Goal:
Repeat the listing in full, preserving every character.

════════════════

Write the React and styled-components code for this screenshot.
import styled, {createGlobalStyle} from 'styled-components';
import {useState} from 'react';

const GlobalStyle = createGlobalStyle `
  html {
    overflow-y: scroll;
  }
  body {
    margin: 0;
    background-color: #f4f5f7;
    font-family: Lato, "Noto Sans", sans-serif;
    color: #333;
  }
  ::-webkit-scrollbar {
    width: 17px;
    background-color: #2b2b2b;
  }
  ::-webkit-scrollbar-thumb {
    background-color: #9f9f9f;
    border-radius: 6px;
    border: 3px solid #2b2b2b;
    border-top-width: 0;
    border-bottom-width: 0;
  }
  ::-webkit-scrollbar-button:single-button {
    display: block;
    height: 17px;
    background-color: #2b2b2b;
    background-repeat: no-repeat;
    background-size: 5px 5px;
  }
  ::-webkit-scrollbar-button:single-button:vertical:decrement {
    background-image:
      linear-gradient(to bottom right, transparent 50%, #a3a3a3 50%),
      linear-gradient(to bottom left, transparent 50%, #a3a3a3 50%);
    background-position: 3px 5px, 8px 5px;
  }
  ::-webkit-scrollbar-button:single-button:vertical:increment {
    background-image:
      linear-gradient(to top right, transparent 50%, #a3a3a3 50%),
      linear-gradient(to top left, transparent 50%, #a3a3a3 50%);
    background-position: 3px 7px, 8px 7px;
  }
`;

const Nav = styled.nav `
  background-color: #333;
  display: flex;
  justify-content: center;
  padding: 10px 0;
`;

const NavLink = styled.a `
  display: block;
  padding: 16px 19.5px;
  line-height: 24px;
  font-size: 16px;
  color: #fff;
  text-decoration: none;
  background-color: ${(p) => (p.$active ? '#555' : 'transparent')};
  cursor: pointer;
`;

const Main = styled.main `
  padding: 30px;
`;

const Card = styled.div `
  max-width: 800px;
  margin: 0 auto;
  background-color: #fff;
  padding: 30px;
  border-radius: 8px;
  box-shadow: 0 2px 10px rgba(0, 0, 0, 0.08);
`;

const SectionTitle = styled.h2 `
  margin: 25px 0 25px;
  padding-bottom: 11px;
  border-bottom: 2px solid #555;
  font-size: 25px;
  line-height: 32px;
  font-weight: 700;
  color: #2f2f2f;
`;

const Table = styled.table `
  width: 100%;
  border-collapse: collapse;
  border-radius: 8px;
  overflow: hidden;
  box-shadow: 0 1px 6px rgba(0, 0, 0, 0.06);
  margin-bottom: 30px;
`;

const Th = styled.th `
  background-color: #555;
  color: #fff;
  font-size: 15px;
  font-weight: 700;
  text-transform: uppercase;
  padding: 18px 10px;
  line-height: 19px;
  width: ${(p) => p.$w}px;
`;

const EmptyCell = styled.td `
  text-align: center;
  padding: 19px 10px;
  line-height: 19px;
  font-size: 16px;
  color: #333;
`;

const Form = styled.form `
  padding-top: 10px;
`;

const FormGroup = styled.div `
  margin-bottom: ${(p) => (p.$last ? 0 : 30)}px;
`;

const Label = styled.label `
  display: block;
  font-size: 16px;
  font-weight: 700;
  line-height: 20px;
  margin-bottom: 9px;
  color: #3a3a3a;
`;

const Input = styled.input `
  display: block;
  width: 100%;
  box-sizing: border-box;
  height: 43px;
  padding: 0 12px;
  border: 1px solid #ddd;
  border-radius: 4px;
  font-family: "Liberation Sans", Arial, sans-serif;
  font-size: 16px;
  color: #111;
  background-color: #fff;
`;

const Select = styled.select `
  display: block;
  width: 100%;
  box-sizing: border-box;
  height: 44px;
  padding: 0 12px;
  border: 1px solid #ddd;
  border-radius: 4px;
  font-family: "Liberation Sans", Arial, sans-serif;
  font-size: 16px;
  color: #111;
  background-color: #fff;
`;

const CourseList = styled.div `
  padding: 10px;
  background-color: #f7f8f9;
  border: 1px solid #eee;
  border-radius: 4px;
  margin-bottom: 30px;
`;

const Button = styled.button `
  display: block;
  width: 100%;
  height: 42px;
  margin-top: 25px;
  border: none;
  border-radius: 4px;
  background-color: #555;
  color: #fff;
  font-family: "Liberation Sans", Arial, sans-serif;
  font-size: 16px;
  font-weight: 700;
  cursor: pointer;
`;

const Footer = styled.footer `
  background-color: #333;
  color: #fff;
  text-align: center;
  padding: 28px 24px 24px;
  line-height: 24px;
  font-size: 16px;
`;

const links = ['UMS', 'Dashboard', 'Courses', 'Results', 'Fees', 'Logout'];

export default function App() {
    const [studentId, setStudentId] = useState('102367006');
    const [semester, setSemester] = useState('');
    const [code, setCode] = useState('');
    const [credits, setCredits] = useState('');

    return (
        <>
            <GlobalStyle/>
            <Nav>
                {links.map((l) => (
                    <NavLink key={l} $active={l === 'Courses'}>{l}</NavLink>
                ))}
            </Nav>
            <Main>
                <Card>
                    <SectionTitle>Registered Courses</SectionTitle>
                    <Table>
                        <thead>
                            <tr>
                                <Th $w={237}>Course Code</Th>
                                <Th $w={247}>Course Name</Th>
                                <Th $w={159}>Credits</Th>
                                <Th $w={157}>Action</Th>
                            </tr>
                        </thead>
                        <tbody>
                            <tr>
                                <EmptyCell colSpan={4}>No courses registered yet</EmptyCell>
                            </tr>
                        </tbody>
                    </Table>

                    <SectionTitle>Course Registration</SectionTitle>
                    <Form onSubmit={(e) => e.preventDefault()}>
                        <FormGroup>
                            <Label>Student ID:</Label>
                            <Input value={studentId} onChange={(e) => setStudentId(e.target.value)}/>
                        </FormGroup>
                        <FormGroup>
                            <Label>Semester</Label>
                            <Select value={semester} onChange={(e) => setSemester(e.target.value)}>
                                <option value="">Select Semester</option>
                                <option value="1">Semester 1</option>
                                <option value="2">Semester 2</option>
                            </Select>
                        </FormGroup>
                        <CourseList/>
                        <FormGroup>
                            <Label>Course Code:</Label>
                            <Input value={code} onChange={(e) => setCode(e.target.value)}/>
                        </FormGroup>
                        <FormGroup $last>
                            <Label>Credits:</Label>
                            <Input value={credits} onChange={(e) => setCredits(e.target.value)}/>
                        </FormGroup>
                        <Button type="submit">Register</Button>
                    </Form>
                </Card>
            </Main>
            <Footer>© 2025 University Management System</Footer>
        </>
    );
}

════════════════

Solution for this task:
Write the React and styled-components code for this screenshot.
import styled, {createGlobalStyle} from 'styled-components';
import {useState} from 'react';

const GlobalStyle = createGlobalStyle `
  html {
    overflow-y: scroll;
  }
  body {
    margin: 0;
    background-color: #f4f5f7;
    font-family: Lato, "Noto Sans", sans-serif;
    color: #333;
  }
  ::-webkit-scrollbar {
    width: 17px;
    background-color: #2b2b2b;
  }
  ::-webkit-scrollbar-thumb {
    background-color: #9f9f9f;
    border-radius: 6px;
    border: 3px solid #2b2b2b;
    border-top-width: 0;
    border-bottom-width: 0;
  }
  ::-webkit-scrollbar-button:single-button {
    display: block;
    height: 17px;
    background-color: #2b2b2b;
    background-repeat: no-repeat;
    background-size: 5px 5px;
  }
  ::-webkit-scrollbar-button:single-button:vertical:decrement {
    background-image:
      linear-gradient(to bottom right, transparent 50%, #a3a3a3 50%),
      linear-gradient(to bottom left, transparent 50%, #a3a3a3 50%);
    background-position: 3px 5px, 8px 5px;
  }
  ::-webkit-scrollbar-button:single-button:vertical:increment {
    background-image:
      linear-gradient(to top right, transparent 50%, #a3a3a3 50%),
      linear-gradient(to top left, transparent 50%, #a3a3a3 50%);
    background-position: 3px 7px, 8px 7px;
  }
`;

const Nav = styled.nav `
  background-color: #333;
  display: flex;
  justify-content: center;
  padding: 10px 0;
`;

const NavLink = styled.a `
  display: block;
  padding: 16px 19.5px;
  line-height: 24px;
  font-size: 16px;
  color: #fff;
  text-decoration: none;
  background-color: ${(p) => (p.$active ? '#555' : 'transparent')};
  cursor: pointer;
`;

const Main = styled.main `
  padding: 30px;
`;

const Card = styled.div `
  max-width: 800px;
  margin: 0 auto;
  background-color: #fff;
  padding: 30px;
  border-radius: 8px;
  box-shadow: 0 2px 10px rgba(0, 0, 0, 0.08);
`;

const SectionTitle = styled.h2 `
  margin: 25px 0 25px;
  padding-bottom: 11px;
  border-bottom: 2px solid #555;
  font-size: 25px;
  line-height: 32px;
  font-weight: 700;
  color: #2f2f2f;
`;

const Table = styled.table `
  width: 100%;
  border-collapse: collapse;
  border-radius: 8px;
  overflow: hidden;
  box-shadow: 0 1px 6px rgba(0, 0, 0, 0.06);
  margin-bottom: 30px;
`;

const Th = styled.th `
  background-color: #555;
  color: #fff;
  font-size: 15px;
  font-weight: 700;
  text-transform: uppercase;
  padding: 18px 10px;
  line-height: 19px;
  width: ${(p) => p.$w}px;
`;

const EmptyCell = styled.td `
  text-align: center;
  padding: 19px 10px;
  line-height: 19px;
  font-size: 16px;
  color: #333;
`;

const Form = styled.form `
  padding-top: 10px;
`;

const FormGroup = styled.div `
  margin-bottom: ${(p) => (p.$last ? 0 : 30)}px;
`;

const Label = styled.label `
  display: block;
  font-size: 16px;
  font-weight: 700;
  line-height: 20px;
  margin-bottom: 9px;
  color: #3a3a3a;
`;

const Input = styled.input `
  display: block;
  width: 100%;
  box-sizing: border-box;
  height: 43px;
  padding: 0 12px;
  border: 1px solid #ddd;
  border-radius: 4px;
  font-family: "Liberation Sans", Arial, sans-serif;
  font-size: 16px;
  color: #111;
  background-color: #fff;
`;

const Select = styled.select `
  display: block;
  width: 100%;
  box-sizing: border-box;
  height: 44px;
  padding: 0 12px;
  border: 1px solid #ddd;
  border-radius: 4px;
  font-family: "Liberation Sans", Arial, sans-serif;
  font-size: 16px;
  color: #111;
  background-color: #fff;
`;

const CourseList = styled.div `
  padding: 10px;
  background-color: #f7f8f9;
  border: 1px solid #eee;
  border-radius: 4px;
  margin-bottom: 30px;
`;

const Button = styled.button `
  display: block;
  width: 100%;
  height: 42px;
  margin-top: 25px;
  border: none;
  border-radius: 4px;
  background-color: #555;
  color: #fff;
  font-family: "Liberation Sans", Arial, sans-serif;
  font-size: 16px;
  font-weight: 700;
  cursor: pointer;
`;

const Footer = styled.footer `
  background-color: #333;
  color: #fff;
  text-align: center;
  padding: 28px 24px 24px;
  line-height: 24px;
  font-size: 16px;
`;

const links = ['UMS', 'Dashboard', 'Courses', 'Results', 'Fees', 'Logout'];

export default function App() {
    const [studentId, setStudentId] = useState('102367006');
    const [semester, setSemester] = useState('');
    const [code, setCode] = useState('');
    const [credits, setCredits] = useState('');

    return (
        <>
            <GlobalStyle/>
            <Nav>
                {links.map((l) => (
                    <NavLink key={l} $active={l === 'Courses'}>{l}</NavLink>
                ))}
            </Nav>
            <Main>
                <Card>
                    <SectionTitle>Registered Courses</SectionTitle>
                    <Table>
                        <thead>
                            <tr>
                                <Th $w={237}>Course Code</Th>
                                <Th $w={247}>Course Name</Th>
                                <Th $w={159}>Credits</Th>
                                <Th $w={157}>Action</Th>
                            </tr>
                        </thead>
                        <tbody>
                            <tr>
                                <EmptyCell colSpan={4}>No courses registered yet</EmptyCell>
                            </tr>
                        </tbody>
                    </Table>

                    <SectionTitle>Course Registration</SectionTitle>
                    <Form onSubmit={(e) => e.preventDefault()}>
                        <FormGroup>
                            <Label>Student ID:</Label>
                            <Input value={studentId} onChange={(e) => setStudentId(e.target.value)}/>
                        </FormGroup>
                        <FormGroup>
                            <Label>Semester</Label>
                            <Select value={semester} onChange={(e) => setSemester(e.target.value)}>
                                <option value="">Select Semester</option>
                                <option value="1">Semester 1</option>
                                <option value="2">Semester 2</option>
                            </Select>
                        </FormGroup>
                        <CourseList/>
                        <FormGroup>
                            <Label>Course Code:</Label>
                            <Input value={code} onChange={(e) => setCode(e.target.value)}/>
                        </FormGroup>
                        <FormGroup $last>
                            <Label>Credits:</Label>
                            <Input value={credits} onChange={(e) => setCredits(e.target.value)}/>
                        </FormGroup>
                        <Button type="submit">Register</Button>
                    </Form>
                </Card>
            </Main>
            <Footer>© 2025 University Management System</Footer>
        </>
    );
}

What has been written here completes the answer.